Méningite « B:14 » le mystère dévoilé

L’épidémie normande de méningite à méningocoque « B:14 » déchiffrée par son ADN

La Normandie – et plus particulièrement le bassin dieppois – a connu de 2003 à 2012 une épidémie de méningites et autres infections très graves (purpura fulminans) due à la dissémination d’une souche de méningocoque de groupe B particulièrement virulente dénommée « B:14 ». Désormais contrôlée grâce à une vaccination spécifique, cette épidémie avait suscité un grand émoi dans la population, chacun s’interrogeant sur les origines du phénomène.

Les méningocoques (il en existe une grande diversité) sont des bactéries présentes de façon parfaitement saine dans le pharynx d’environ 10 % de la population générale. De longue date, il est établi que celles-ci peuvent se transformer, tel le Docteur Jekyll en Mister Hyde, et être alors responsable d’infections invasives quasi constamment mortelles en l’absence de traitement. Les mécanismes responsables de ce passage à une extrême virulence restent mal connus.

Dans le nouveau numéro de VIRULENCE, revue anglo-saxonne consacrée à l’étude du pouvoir pathogène des micro-organismes, les équipes d’infectiologie-microbiologie du CHU de Rouen et de l’UFR Santé de Rouen, ainsi que le centre national référence (CNR) des méningocoques de l’Institut Pasteur, expliquent le mécanisme par lequel « B:14 » s’est transformé pour devenir ultra-virulent.

Les méthodes les plus récentes d’analyse des gènes bactériens, qui n’étaient pas disponibles au moment de l’épidémie, ont été récemment utilisées et apportent des éléments explicatifs. Il a été étudié des souches « B:14 » isolées lors de l’épidémie, les unes de méningites, les autres de portage sain (congelées en milieux spéciaux les bactéries peuvent être ré-analysées des années plus tard). La comparaison des gènes (en collaboration avec l’équipe INSERM de génétique humaine UMR 1079 de l’Université de Rouen et le laboratoire en recherche génomique de l’Hôpital Universitaire de Genève) a identifié un mécanisme d’invasion activé exclusivement dans les souches de méningite. Il s’agit d’un système permettant à la bactérie de capter le fer présent dans l’organisme humain, ce qui renforce alors ses capacités de virulence. En d’autres termes, le B:14, ce Docteur Jekyll a fortement besoin de fer pour se transformer en Mister Hyde, et devenir une bactérie virulente, particulièrement dangereuse.
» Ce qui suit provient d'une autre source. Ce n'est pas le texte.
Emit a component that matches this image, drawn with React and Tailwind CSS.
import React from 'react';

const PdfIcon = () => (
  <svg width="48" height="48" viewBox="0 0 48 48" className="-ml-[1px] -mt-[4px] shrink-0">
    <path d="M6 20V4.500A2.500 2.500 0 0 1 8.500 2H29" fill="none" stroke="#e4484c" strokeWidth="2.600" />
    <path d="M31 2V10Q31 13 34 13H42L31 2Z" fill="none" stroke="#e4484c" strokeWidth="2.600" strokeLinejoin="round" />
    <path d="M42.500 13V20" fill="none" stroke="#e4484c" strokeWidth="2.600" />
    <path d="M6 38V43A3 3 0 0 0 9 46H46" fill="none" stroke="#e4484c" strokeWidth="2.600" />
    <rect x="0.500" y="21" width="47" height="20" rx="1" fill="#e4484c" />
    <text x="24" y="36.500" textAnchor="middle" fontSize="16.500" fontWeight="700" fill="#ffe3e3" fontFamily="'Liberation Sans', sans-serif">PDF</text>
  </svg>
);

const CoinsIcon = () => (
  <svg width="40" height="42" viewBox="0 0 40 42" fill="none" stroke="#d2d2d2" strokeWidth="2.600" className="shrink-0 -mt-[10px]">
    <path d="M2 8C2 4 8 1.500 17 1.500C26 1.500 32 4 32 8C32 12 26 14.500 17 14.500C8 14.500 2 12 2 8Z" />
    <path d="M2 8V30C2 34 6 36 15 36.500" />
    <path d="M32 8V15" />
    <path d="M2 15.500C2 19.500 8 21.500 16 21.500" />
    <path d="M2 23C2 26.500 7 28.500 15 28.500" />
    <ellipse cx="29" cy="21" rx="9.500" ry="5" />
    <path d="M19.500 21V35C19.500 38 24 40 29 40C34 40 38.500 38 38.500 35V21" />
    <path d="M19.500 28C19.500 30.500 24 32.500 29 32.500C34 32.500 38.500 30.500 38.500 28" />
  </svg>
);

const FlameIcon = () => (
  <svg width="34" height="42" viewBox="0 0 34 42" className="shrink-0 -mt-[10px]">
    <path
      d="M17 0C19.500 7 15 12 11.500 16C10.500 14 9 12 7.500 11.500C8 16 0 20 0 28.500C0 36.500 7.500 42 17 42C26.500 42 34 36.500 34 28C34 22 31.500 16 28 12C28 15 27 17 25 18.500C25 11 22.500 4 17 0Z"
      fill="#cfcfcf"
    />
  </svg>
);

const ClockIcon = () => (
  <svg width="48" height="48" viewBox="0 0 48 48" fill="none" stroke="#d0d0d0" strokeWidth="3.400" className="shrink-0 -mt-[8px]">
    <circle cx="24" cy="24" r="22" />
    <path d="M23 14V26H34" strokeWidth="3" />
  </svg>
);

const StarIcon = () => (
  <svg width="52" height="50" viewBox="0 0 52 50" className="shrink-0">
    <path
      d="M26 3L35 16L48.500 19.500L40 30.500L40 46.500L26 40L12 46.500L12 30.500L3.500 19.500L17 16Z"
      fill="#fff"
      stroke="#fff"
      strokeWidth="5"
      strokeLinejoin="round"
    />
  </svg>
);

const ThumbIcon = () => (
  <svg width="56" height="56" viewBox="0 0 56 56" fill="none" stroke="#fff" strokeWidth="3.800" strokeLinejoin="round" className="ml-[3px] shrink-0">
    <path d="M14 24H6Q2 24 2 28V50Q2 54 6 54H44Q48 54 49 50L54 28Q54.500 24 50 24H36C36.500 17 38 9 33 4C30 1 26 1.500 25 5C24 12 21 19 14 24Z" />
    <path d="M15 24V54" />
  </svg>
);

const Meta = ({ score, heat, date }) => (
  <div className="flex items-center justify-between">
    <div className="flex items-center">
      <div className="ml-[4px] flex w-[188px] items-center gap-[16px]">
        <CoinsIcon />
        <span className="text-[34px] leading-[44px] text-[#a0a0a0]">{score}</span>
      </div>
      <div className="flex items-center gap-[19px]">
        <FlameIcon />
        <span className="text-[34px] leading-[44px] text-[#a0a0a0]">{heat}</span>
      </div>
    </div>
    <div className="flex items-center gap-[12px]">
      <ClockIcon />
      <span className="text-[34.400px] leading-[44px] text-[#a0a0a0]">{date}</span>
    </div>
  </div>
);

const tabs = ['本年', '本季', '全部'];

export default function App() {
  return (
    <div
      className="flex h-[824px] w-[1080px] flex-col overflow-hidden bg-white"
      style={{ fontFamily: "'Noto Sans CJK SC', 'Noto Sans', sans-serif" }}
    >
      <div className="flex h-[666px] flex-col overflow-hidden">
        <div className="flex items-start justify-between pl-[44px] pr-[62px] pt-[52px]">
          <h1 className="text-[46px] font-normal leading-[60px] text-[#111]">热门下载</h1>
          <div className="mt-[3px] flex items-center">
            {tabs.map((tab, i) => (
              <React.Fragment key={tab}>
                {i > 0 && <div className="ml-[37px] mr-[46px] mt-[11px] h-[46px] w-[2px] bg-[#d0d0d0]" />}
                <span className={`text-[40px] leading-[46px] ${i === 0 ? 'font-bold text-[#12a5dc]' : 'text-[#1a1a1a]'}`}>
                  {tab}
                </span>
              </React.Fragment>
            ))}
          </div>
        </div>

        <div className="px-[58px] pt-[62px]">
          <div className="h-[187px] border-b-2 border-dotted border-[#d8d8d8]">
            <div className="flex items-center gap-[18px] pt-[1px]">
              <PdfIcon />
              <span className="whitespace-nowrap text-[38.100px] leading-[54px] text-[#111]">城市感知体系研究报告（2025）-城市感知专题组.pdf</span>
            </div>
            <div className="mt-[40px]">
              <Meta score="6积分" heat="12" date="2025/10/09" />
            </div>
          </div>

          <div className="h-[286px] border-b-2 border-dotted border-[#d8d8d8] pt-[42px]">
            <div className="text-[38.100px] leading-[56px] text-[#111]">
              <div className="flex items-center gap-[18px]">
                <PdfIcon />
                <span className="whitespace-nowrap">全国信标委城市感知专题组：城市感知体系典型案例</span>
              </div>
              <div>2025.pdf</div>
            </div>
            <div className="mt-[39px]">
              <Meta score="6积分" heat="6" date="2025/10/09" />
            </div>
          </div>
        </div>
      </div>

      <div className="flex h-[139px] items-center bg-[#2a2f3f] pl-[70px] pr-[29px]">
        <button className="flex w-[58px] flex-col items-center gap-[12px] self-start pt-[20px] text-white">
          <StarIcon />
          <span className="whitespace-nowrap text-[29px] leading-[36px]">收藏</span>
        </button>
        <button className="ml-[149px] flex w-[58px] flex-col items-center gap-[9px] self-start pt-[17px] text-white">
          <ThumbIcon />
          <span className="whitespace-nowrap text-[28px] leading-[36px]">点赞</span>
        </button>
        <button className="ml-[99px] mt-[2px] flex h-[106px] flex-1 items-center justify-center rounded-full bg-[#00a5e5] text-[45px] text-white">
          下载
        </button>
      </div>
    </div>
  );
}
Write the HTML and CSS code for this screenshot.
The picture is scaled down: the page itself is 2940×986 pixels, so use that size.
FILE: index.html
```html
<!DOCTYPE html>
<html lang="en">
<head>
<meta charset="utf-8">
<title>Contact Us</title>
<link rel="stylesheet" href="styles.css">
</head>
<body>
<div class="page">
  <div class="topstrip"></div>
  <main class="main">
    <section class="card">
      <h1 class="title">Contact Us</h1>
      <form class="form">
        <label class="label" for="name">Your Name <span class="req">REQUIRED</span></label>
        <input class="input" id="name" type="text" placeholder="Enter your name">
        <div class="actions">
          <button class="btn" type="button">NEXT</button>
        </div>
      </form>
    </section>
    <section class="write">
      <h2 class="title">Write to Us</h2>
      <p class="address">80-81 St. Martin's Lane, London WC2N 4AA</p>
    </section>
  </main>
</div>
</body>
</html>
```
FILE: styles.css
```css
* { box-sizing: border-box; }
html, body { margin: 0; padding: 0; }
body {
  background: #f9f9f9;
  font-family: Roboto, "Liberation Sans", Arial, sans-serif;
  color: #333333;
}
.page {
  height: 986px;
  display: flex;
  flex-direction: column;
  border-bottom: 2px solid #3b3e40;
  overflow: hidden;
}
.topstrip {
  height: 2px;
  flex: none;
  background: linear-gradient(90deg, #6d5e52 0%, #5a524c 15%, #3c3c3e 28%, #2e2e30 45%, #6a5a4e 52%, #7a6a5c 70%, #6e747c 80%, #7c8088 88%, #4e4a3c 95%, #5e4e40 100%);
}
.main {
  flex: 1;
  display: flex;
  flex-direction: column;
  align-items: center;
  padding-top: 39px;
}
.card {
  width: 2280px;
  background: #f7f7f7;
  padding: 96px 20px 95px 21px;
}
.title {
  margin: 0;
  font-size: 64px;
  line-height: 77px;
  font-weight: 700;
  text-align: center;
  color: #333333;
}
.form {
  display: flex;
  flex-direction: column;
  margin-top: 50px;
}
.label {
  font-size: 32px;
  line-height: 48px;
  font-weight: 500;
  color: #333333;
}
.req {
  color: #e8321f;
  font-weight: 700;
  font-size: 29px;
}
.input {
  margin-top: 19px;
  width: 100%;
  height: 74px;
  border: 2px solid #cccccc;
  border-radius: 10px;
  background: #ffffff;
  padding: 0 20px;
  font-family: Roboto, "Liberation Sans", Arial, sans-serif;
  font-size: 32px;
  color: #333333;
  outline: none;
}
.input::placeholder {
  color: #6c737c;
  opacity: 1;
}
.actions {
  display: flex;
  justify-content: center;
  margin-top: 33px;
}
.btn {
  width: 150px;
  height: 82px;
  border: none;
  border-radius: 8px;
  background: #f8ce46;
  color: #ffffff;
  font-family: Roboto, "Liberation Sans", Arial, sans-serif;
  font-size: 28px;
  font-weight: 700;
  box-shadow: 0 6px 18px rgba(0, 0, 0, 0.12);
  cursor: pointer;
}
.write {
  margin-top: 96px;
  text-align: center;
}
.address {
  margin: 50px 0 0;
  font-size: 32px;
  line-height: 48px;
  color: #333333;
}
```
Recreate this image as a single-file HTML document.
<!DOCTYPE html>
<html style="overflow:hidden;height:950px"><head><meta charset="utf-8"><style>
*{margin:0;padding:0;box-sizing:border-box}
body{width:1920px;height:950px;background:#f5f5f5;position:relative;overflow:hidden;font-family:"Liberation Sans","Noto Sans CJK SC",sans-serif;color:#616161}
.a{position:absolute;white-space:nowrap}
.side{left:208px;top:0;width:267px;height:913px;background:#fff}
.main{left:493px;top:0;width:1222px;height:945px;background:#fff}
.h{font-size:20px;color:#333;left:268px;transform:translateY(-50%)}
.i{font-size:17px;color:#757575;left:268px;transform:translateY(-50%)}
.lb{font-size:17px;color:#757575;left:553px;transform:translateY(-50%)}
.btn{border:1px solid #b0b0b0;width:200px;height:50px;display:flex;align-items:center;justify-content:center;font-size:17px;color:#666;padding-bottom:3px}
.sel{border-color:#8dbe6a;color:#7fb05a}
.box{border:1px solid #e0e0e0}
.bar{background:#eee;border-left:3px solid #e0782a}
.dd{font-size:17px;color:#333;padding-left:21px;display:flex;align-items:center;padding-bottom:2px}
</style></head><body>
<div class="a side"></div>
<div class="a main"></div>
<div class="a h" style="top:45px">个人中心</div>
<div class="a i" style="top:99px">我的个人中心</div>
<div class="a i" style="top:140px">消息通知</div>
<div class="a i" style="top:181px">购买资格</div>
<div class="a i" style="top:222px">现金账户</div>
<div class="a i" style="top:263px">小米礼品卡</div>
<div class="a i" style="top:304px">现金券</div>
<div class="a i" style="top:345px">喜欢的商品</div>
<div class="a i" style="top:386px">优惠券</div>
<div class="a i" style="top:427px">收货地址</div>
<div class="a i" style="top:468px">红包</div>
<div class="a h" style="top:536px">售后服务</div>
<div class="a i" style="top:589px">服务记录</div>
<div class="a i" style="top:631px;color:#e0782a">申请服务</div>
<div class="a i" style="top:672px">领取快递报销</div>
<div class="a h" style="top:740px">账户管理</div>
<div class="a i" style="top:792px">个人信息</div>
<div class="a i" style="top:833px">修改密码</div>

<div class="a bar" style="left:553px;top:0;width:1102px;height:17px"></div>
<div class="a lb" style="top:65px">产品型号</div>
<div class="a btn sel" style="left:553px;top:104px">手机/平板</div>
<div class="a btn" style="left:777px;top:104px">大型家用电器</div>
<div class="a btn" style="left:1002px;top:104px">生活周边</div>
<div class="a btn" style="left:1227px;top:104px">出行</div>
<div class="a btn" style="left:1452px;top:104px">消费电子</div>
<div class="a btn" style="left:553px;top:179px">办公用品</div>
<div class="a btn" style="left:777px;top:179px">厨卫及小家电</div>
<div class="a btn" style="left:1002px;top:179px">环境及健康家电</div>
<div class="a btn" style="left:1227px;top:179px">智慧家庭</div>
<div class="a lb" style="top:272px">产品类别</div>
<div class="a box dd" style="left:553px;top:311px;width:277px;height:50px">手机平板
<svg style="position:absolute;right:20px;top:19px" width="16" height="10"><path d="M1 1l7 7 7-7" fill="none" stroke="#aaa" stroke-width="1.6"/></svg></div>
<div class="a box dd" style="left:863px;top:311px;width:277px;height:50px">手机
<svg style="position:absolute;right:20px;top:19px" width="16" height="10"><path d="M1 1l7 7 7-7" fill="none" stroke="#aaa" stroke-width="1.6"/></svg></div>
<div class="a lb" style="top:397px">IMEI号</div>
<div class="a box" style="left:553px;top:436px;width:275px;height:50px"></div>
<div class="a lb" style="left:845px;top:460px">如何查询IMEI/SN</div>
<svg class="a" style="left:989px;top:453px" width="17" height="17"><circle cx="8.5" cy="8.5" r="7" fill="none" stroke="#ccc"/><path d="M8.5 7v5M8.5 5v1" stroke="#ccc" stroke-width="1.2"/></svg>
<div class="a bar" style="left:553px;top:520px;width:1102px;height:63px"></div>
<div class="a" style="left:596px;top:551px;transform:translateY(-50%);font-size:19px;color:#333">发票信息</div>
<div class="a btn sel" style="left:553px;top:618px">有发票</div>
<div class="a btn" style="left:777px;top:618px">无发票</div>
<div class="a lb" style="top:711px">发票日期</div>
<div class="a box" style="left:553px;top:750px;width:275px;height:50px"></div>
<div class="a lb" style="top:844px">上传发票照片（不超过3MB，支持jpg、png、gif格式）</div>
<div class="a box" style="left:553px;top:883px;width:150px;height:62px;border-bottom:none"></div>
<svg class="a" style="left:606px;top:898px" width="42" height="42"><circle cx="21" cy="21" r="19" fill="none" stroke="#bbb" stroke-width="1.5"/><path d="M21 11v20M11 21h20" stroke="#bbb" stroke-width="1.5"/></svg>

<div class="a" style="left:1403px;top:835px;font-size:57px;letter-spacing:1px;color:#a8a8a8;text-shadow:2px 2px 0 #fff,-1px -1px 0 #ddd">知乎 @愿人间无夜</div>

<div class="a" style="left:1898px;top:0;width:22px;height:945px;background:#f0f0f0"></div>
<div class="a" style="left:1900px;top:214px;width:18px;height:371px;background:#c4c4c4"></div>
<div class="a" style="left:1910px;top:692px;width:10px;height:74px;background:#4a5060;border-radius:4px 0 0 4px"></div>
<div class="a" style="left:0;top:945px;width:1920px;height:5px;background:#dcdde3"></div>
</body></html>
Par ailleurs, aucun facteur humain ou environnemental particulier n’a été identifié comme ayant pu favoriser le « phénomène dieppois ». Le présent travail confirme l’hypervirulence de « B:14 » et décrit un mécanisme d’adaptation et de diffusion du clone pouvant expliquer à lui seul l’épidémie.

Le CHU de Rouen remercie les 3 522 volontaires de la zone de Dieppe ayant participé en 2008 à l’étude de portage aboutissant in fine à la présente découverte ainsi que la Région Normandie qui a  financé une bourse de trois années pour le doctorat en sciences consacré à cette recherche. Le CHU tient également à rappeler la contribution importante apportée au fil des années par l’association Méningite Régis 76 pour la mobilisation de tous et notamment l’adhésion à la campagne vaccinale et aux différents programmes de recherche.